It has not been a particularly good offensive stretch to be sure. No touchdowns over the last seven quarters is not going to win any games, much less divisions or championships. These are the defenses you figure to see in the playoffs, too. It makes the game against the Falcons critical next week, especially for that side of the ball. Bruce Arians has to find something that works. Quickly.

— The Cards handled Marshawn Lynch. They couldn’t handle Wilson. In the second half especially, he made some magical plays. In an offense that really doesn’t have the right to be very effective, Wilson made it enough so on Sunday.

— Not having Larry Fitzgerald didn’t help. He couldn’t run, and the question is, how soon will he be able to run? Is another week off going to be enough? It might not be.

— More importantly, you’d think Michael Floyd would step to the forefront with Fitz down, but he was only targeted a couple of times and his one catch was negated by a penalty.

— Stanton hurt his left ankle late in the game, but he said was fine. He walked off the field without any issue and said he would’ve come back in the game. “It’s not anything major,” Stanton said.

— The Cardinals had eight sacks in the first eight games. After seven Sunday – including a career-best three from defensive end Calais Campbell – the Cards have 17 in their last three games. That thing when coaches are always saying sacks come in bunches? Yeah, that.

— It wasn’t the best special teams day for the Cardinals, but their field-goal block unit got another one thanks to Tommy Kelly (his second of the season) and Justin Bethel was irritated he didn’t get a piece of the first two Seattle field goals when he thought he had near misses.

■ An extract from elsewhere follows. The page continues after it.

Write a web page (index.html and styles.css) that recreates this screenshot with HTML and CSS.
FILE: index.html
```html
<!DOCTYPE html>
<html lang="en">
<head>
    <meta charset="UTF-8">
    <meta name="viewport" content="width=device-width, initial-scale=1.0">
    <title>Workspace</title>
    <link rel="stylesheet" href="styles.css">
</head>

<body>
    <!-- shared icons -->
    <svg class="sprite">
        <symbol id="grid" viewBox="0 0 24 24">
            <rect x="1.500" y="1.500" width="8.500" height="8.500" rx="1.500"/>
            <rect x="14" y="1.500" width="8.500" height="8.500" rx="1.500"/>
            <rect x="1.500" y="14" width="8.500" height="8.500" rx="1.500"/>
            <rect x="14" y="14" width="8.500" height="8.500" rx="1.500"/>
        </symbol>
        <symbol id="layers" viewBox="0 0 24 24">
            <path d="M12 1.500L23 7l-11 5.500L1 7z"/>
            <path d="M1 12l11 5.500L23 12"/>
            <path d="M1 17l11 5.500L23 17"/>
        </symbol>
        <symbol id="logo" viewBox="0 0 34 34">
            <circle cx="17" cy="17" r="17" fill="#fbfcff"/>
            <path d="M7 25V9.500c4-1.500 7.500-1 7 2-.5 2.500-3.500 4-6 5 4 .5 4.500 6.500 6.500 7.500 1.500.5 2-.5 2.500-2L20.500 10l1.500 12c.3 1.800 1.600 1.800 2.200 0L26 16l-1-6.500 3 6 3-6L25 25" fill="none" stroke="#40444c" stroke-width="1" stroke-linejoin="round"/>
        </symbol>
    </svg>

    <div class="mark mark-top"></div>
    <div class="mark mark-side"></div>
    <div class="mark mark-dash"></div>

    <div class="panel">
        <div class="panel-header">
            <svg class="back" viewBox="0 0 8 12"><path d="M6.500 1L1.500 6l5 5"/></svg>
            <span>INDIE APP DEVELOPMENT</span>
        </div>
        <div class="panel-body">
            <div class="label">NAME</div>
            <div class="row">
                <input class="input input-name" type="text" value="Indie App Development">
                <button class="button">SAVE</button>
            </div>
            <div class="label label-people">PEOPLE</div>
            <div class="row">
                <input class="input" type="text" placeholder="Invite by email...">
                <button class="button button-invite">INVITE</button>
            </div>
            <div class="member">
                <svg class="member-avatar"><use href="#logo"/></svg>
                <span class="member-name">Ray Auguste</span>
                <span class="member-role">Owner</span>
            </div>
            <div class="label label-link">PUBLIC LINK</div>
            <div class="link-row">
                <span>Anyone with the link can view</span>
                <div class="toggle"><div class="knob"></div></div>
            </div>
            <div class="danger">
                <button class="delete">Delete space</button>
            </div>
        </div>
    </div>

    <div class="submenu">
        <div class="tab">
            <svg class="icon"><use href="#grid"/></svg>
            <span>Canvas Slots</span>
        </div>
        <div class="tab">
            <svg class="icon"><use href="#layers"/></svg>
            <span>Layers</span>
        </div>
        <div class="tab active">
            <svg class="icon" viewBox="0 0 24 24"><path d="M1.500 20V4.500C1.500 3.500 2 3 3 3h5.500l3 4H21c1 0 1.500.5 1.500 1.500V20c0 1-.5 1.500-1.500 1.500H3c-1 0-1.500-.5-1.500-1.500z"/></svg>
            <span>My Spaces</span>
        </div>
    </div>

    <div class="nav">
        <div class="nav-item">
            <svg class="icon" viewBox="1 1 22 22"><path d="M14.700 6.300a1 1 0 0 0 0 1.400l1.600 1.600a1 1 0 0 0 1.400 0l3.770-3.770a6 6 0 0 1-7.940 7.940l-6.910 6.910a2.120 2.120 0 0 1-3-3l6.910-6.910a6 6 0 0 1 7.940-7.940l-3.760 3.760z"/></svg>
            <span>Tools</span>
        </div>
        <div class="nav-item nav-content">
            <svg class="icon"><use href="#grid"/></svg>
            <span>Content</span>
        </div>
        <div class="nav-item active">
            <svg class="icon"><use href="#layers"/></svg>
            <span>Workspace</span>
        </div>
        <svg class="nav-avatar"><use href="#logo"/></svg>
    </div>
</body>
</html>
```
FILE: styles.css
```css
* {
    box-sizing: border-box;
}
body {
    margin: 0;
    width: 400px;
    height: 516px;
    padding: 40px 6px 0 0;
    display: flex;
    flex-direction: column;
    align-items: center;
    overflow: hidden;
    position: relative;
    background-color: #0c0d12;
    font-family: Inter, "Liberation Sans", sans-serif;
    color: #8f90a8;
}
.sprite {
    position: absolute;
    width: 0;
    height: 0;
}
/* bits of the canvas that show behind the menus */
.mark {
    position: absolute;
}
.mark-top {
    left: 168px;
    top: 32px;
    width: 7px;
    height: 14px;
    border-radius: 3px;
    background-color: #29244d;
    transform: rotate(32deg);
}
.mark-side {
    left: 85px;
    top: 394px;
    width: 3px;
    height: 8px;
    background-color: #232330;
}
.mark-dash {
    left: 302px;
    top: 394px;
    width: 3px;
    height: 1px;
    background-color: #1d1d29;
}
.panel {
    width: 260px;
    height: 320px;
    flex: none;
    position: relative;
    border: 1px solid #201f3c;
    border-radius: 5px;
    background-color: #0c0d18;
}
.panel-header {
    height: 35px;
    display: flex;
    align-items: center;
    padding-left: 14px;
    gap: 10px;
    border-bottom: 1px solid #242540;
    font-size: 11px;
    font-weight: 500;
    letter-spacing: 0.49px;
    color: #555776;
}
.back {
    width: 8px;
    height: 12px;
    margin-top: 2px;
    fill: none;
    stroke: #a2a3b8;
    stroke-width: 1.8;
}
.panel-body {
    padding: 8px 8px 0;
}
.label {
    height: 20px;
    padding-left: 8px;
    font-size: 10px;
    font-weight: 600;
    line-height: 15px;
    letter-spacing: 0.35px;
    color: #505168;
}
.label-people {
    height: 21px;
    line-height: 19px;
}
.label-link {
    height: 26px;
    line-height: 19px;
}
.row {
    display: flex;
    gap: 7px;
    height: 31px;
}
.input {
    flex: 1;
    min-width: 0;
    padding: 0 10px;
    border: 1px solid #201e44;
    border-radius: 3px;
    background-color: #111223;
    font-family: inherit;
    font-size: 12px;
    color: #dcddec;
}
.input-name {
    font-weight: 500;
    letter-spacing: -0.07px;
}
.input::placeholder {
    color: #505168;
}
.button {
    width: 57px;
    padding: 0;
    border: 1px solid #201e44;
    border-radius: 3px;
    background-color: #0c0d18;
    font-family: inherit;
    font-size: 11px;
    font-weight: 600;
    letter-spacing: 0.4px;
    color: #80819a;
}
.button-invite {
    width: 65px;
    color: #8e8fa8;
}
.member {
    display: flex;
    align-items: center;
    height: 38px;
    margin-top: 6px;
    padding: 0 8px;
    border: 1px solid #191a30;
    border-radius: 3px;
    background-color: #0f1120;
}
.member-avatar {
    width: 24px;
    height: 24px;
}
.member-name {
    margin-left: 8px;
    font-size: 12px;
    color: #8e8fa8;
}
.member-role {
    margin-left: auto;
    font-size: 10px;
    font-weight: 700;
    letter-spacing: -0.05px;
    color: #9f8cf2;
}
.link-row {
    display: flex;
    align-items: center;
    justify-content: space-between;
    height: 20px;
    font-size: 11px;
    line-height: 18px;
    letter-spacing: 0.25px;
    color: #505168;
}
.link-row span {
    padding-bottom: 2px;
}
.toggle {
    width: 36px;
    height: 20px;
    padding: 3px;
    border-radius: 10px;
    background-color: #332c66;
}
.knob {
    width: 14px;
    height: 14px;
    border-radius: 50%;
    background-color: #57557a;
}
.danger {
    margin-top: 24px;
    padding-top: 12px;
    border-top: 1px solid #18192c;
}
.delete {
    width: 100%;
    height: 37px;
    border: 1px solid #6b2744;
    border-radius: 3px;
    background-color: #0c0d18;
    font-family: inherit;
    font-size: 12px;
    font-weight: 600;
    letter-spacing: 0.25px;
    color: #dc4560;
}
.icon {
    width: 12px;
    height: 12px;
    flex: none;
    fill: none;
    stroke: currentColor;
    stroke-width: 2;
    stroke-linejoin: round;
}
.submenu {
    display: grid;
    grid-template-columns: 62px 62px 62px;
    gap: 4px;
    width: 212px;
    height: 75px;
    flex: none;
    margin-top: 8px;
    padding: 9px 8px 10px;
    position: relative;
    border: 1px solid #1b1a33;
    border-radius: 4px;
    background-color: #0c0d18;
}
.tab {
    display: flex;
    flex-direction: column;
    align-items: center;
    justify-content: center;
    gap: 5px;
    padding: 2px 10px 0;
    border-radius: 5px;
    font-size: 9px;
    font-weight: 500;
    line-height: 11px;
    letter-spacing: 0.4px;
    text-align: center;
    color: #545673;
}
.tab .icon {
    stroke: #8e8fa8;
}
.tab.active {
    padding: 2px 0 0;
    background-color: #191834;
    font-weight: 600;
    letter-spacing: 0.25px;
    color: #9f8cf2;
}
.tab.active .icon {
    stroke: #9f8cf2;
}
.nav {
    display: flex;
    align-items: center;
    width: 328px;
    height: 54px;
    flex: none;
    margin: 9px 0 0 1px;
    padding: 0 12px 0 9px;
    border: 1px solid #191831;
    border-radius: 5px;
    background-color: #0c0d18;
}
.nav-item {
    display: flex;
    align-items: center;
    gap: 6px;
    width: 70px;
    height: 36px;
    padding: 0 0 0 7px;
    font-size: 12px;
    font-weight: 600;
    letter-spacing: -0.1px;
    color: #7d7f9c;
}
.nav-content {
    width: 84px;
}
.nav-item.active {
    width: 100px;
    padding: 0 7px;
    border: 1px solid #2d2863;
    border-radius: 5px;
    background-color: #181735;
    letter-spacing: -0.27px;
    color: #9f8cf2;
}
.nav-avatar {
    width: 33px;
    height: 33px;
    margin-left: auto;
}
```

— Arians gave Jaron Brown a pat on the back after his TD drop. Realistically, Arians said, the Cardinals at halftime were “where we’re at every week, within a score, up a score or down a score. We were right were we wanted to be.”

Then came the punt block, and the Cardinals never could get things right.

— The 204 yards of offense was the lowest total of the Arians era and the lowest amount of yards in a game since the Cards had 196 in a Ryan Lindley-started 38-10 win over the Lions Dec. 16, 2012.

— Newcomer Josh Mauro added some things on the defensive line at end, I thought. And further pushed the inactive-again Alameda Ta’amu down the depth chart.

— It was the best game of linebacker Kevin Minter’s year-plus: Five tackles, a first NFL sack, two tackles for loss.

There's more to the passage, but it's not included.